La fiscalité environnementale est donc apparue davantage comme une taxe supplémentaire motivée par des considérations budgétaires [44] que par la politique en faveur du climat [45].
Comme précédemment indiqué, la difficulté est que la fiscalité environnementale doit satisfaire divers impératifs, notamment ceux de fournir des ressources à l’Etat et à ses collectivités (principalement impôts, taxes et redevances) au titre des recettes de leurs budgets, ceux relatifs à la compétitivité, pour les acteurs économiques et l’équité, pour les contribuables. Pour ces derniers, il est dès lors nécessaire d’assurer une lisibilité, une prévisibilité et le principe d’égalité [46] de la fiscalité environnementale afin d’assurer son acceptabilité pour en faire un instrument effectif de la lutte contre la pollution liée aux nouvelles technologies.

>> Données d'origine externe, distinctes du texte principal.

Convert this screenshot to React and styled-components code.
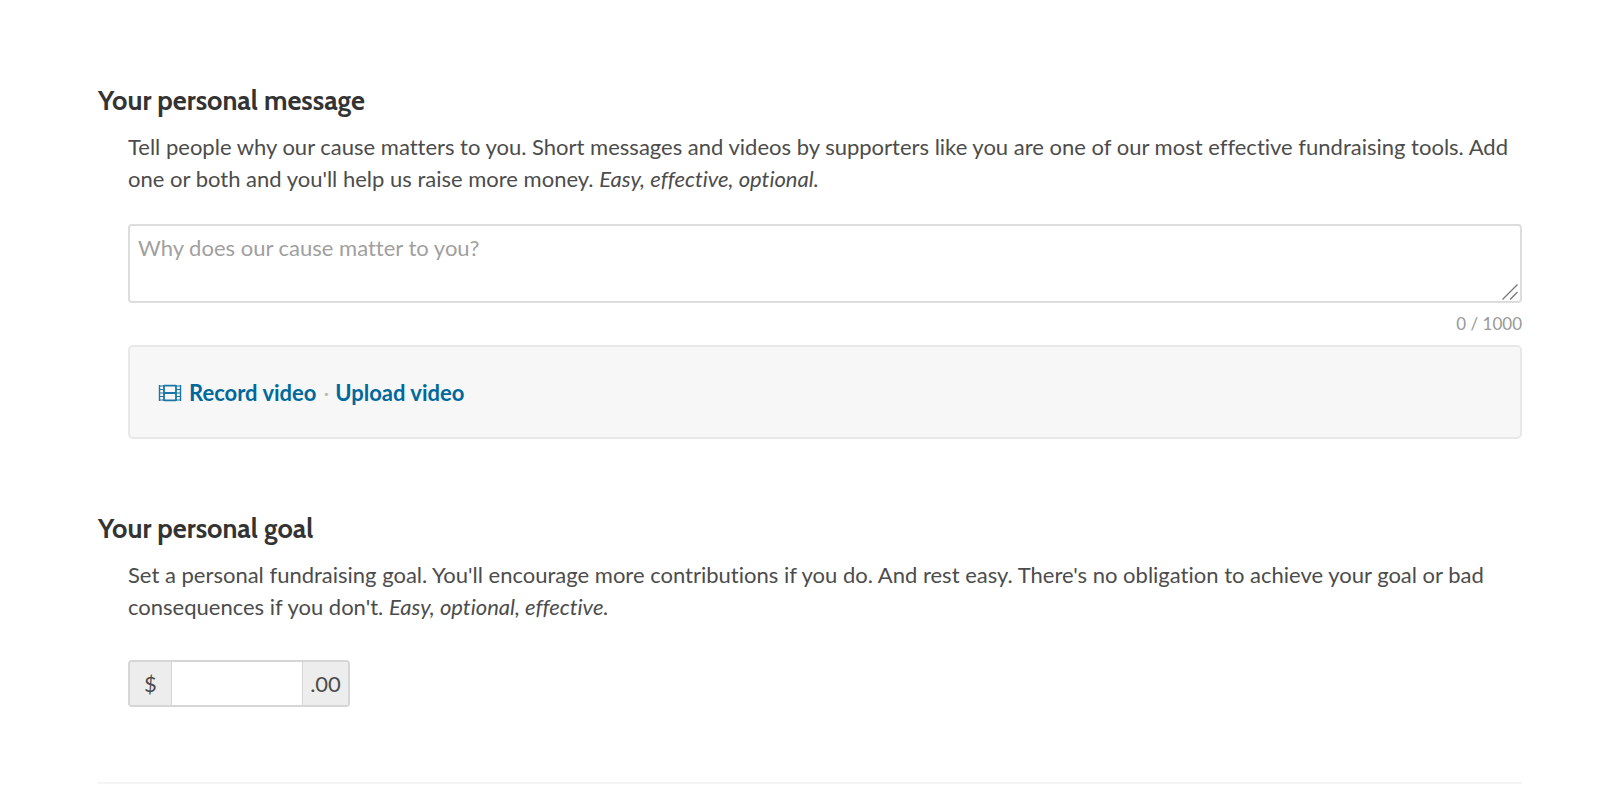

Concernant le cadre juridique dans lequel s’inscrit la fiscalité environnementale, s’il est certes en pleine évolution, tout comme celui de son financement, avec notamment, l’augmentation du montant du « budget vert » [47], il reste cependant insuffisant et inefficace.
Le cadre communautaire relatif aux accises [48] ou à la TVA [49] limite par exemple les marges de manœuvres des Etats membres [50]. Quant aux condamnations judiciaires ou administratives [51] pour non-respect de l’accord de Paris, elles restent encore rares et les sanctions non significatives [52].
Comme l’indique clairement le Maître des requêtes au Conseil d’Etat, Cyrille Beaufils, dans le rapport particulier n°2 publié en 2019 [53], alors que de nombreux principes et engagements internationaux incitent à mettre en œuvre une fiscalité environnementale, on peut se demander quelles sont les normes qui l’imposent véritablement.